Material:
----------

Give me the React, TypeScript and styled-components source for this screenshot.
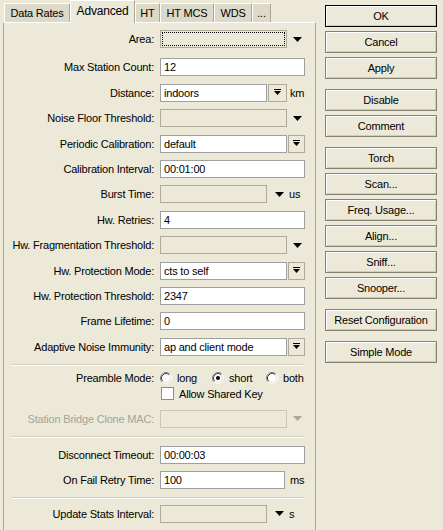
import React from 'react'
import styled, { createGlobalStyle } from 'styled-components'

const GlobalStyle = createGlobalStyle`
  html, body {
    margin: 0;
    padding: 0;
    background: #ECE9D8;
  }
  body {
    font-family: 'Liberation Sans', Arial, sans-serif;
    font-size: 11px;
    letter-spacing: -0.2px;
    color: #000;
  }
  * { box-sizing: border-box; }
`

const Window = styled.div`
  display: flex;
  width: 443px;
  height: 530px;
  overflow: hidden;
  background: #ECE9D8;
`

// left side: tabs + form panel
const TabArea = styled.div`
  width: 316px;
  padding-left: 3px;
  display: flex;
  flex-direction: column;
`

const TabStrip = styled.div`
  display: flex;
  align-items: flex-end;
  height: 25px;
  padding-left: 1px;
  margin-bottom: -1px;
  position: relative;
  z-index: 1;
`

const Tab = styled.div<{ $active?: boolean; $w: number }>`
  width: ${({ $w }) => $w}px;
  height: ${({ $active }) => ($active ? 23 : 19)}px;
  margin-bottom: ${({ $active }) => ($active ? 0 : 1)}px;
  display: flex;
  align-items: center;
  justify-content: center;
  padding-bottom: ${({ $active }) => ($active ? 2 : 0)}px;
  background: ${({ $active }) => ($active ? '#ECE9D8' : '#DCD9C9')};
  border-top: 1px solid #FFFFFF;
  border-left: 1px solid #FFFFFF;
  border-right: 1px solid #A9A698;
  font-size: ${({ $active }) => ($active ? 12 : 11)}px;
  white-space: nowrap;
`

const Panel = styled.div`
  min-height: 540px;
  background: #ECE9D8;
  border: 1px solid #A9A698;
  border-top-color: #FFFFFF;
  padding-top: 7px;
  display: flex;
  flex-direction: column;
`

const Row = styled.div<{ $top?: number; $h?: number }>`
  display: flex;
  align-items: center;
  height: ${({ $h }) => $h ?? 18}px;
  margin-top: ${({ $top }) => $top ?? 7.4}px;
`

const Label = styled.div<{ $disabled?: boolean }>`
  width: 150px;
  margin-right: 6px;
  text-align: right;
  white-space: nowrap;
  color: ${({ $disabled }) => ($disabled ? '#A6A396' : '#000')};
`

const Field = styled.div<{ $w: number; $disabled?: boolean; $faint?: boolean; $focus?: boolean }>`
  width: ${({ $w }) => $w}px;
  height: 18px;
  padding: 0 3px;
  line-height: 16px;
  white-space: nowrap;
  overflow: hidden;
  border: 1px solid ${({ $disabled, $faint }) => ($faint ? '#CAC7B9' : $disabled ? '#ADAA9C' : '#9F9F9F')};
  background: ${({ $disabled }) => ($disabled ? '#ECE9D8' : '#FFFFFF')};
  outline: ${({ $focus }) => ($focus ? '1px dotted #000' : 'none')};
  outline-offset: -3px;
`

const ComboButton = styled.div<{ $w: number }>`
  width: ${({ $w }) => $w}px;
  height: 18px;
  margin-left: 1px;
  border: 1px solid #ADAA9C;
  background: #ECE9D8;
  display: flex;
  align-items: center;
  justify-content: center;
`

const Arrow = styled.svg<{ $ml: number }>`
  margin-left: ${({ $ml }) => $ml}px;
  flex: none;
`

const Unit = styled.span<{ $ml: number }>`
  margin-left: ${({ $ml }) => $ml}px;
  white-space: nowrap;
`

const Separator = styled.div<{ $after?: number }>`
  height: 2px;
  margin: 8px 11px ${({ $after }) => $after ?? 0}px 8px;
  border-top: 1px solid #D3D0C1;
  border-bottom: 1px solid #FFFFFF;
`

const RadioOption = styled.div<{ $w?: number }>`
  display: flex;
  align-items: center;
  gap: 5px;
  width: ${({ $w }) => ($w ? `${$w}px` : 'auto')};
  white-space: nowrap;
`

const CheckBox = styled.div`
  width: 13px;
  height: 13px;
  background: #FFFFFF;
  border: 1px solid #8C8C8C;
  margin-left: 1px;
  margin-right: 5px;
`

// right side: button column
const ButtonColumn = styled.div`
  display: flex;
  flex-direction: column;
  padding: 5px 0 0 9px;
`

const Button = styled.div<{ $primary?: boolean; $top?: number }>`
  width: 112px;
  height: 22px;
  margin-top: ${({ $top }) => $top ?? 4}px;
  display: flex;
  align-items: center;
  justify-content: center;
  background: #ECE9D8;
  border: 1px solid ${({ $primary }) => ($primary ? '#000000' : '#85826F')};
  box-shadow: inset 1px 1px #FFFFFF, inset -1px -1px #CFCCBD;
  white-space: nowrap;
`

const DownArrow = ({ ml, color = '#000' }: { ml: number; color?: string }) => (
  <Arrow $ml={ml} width="9" height="5" viewBox="0 0 9 5">
    <polygon points="0,0 9,0 4.5,5" fill={color} />
  </Arrow>
)

const ComboIcon = () => (
  <svg width="7" height="7" viewBox="0 0 7 7">
    <rect x="0" y="0" width="7" height="1" fill="#000" />
    <polygon points="0,2 7,2 3.5,6" fill="#000" />
  </svg>
)

const Radio = ({ checked }: { checked?: boolean }) => (
  <svg width="12" height="12" viewBox="0 0 12 12">
    <circle cx="6" cy="6" r="5" fill="#FFFFFF" />
    <path d="M2.11 9.89 A5.5 5.5 0 0 1 9.89 2.11" stroke="#808080" fill="none" />
    <path d="M2.82 9.18 A4.5 4.5 0 0 1 9.18 2.82" stroke="#404040" fill="none" />
    <path d="M9.89 2.11 A5.5 5.5 0 0 1 2.11 9.89" stroke="#FFFFFF" fill="none" />
    <path d="M9.18 2.82 A4.5 4.5 0 0 1 2.82 9.18" stroke="#E4E1D3" fill="none" />
    {checked && <circle cx="6" cy="6" r="2" fill="#000" />}
  </svg>
)

const tabs = [
  { name: 'Data Rates', w: 66 },
  { name: 'Advanced', w: 65, active: true },
  { name: 'HT', w: 25 },
  { name: 'HT MCS', w: 54 },
  { name: 'WDS', w: 38 },
  { name: '...', w: 19 },
]

const buttons: { text: string; top?: number; primary?: boolean }[] = [
  { text: 'OK', top: 0, primary: true },
  { text: 'Cancel' },
  { text: 'Apply' },
  { text: 'Disable', top: 10 },
  { text: 'Comment' },
  { text: 'Torch', top: 10 },
  { text: 'Scan...' },
  { text: 'Freq. Usage...' },
  { text: 'Align...' },
  { text: 'Sniff...' },
  { text: 'Snooper...' },
  { text: 'Reset Configuration', top: 10 },
  { text: 'Simple Mode', top: 10 },
]

const TextRow = ({ label, value, top }: { label: string; value: string; top?: number }) => (
  <Row $top={top}>
    <Label>{label}</Label>
    <Field $w={145}>{value}</Field>
  </Row>
)

const ComboRow = ({ label, value }: { label: string; value: string }) => (
  <Row>
    <Label>{label}</Label>
    <Field $w={127}>{value}</Field>
    <ComboButton $w={17}>
      <ComboIcon />
    </ComboButton>
  </Row>
)

const EmptyDropRow = ({ label, top, focus }: { label: string; top?: number; focus?: boolean }) => (
  <Row $top={top}>
    <Label>{label}</Label>
    <Field $w={127} $disabled $focus={focus} />
    <DownArrow ml={6} />
  </Row>
)

const UnitDropRow = ({ label, unit, top }: { label: string; unit: string; top?: number }) => (
  <Row $top={top}>
    <Label>{label}</Label>
    <Field $w={107} $disabled />
    <DownArrow ml={8} />
    <Unit $ml={5}>{unit}</Unit>
  </Row>
)

export default function App() {
  return (
    <>
      <GlobalStyle />
      <Window>
        <TabArea>
          <TabStrip>
            {tabs.map((t) => (
              <Tab key={t.name} $w={t.w} $active={t.active}>
                {t.name}
              </Tab>
            ))}
          </TabStrip>
          <Panel>
            <EmptyDropRow label="Area:" top={0} focus />
            <TextRow label="Max Station Count:" value="12" top={10.4} />
            <Row>
              <Label>Distance:</Label>
              <Field $w={107}>indoors</Field>
              <ComboButton $w={19}>
                <ComboIcon />
              </ComboButton>
              <Unit $ml={3}>km</Unit>
            </Row>
            <EmptyDropRow label="Noise Floor Threshold:" />
            <ComboRow label="Periodic Calibration:" value="default" />
            <TextRow label="Calibration Interval:" value="00:01:00" />
            <UnitDropRow label="Burst Time:" unit="us" />
            <TextRow label="Hw. Retries:" value="4" />
            <EmptyDropRow label="Hw. Fragmentation Threshold:" />
            <ComboRow label="Hw. Protection Mode:" value="cts to self" />
            <TextRow label="Hw. Protection Threshold:" value="2347" />
            <TextRow label="Frame Lifetime:" value="0" />
            <ComboRow label="Adaptive Noise Immunity:" value="ap and client mode" />

            <Separator $after={4} />
            <Row $top={0} $h={16}>
              <Label>Preamble Mode:</Label>
              <RadioOption $w={52}>
                <Radio />
                long
              </RadioOption>
              <RadioOption $w={54}>
                <Radio checked />
                short
              </RadioOption>
              <RadioOption>
                <Radio />
                both
              </RadioOption>
            </Row>
            <Row $top={0} $h={16}>
              <Label />
              <CheckBox />
              Allow Shared Key
            </Row>
            <Row $top={8}>
              <Label $disabled>Station Bridge Clone MAC:</Label>
              <Field $w={127} $disabled $faint />
              <DownArrow ml={6} color="#ACA899" />
            </Row>

            <Separator $after={8} />
            <TextRow label="Disconnect Timeout:" value="00:00:03" top={0} />
            <Row $top={7}>
              <Label>On Fail Retry Time:</Label>
              <Field $w={125}>100</Field>
              <Unit $ml={5}>ms</Unit>
            </Row>

            <Separator $after={6} />
            <UnitDropRow label="Update Stats Interval:" unit="s" top={0} />
          </Panel>
        </TabArea>

        <ButtonColumn>
          {buttons.map((b) => (
            <Button key={b.text} $top={b.top} $primary={b.primary}>
              {b.text}
            </Button>
          ))}
        </ButtonColumn>
      </Window>
    </>
  )
}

----------

Exercise brief: Collect each line holding the string "components".

Response to the exercise:
Give me the React, TypeScript and styled-components source for this screenshot.
import styled, { createGlobalStyle } from 'styled-components'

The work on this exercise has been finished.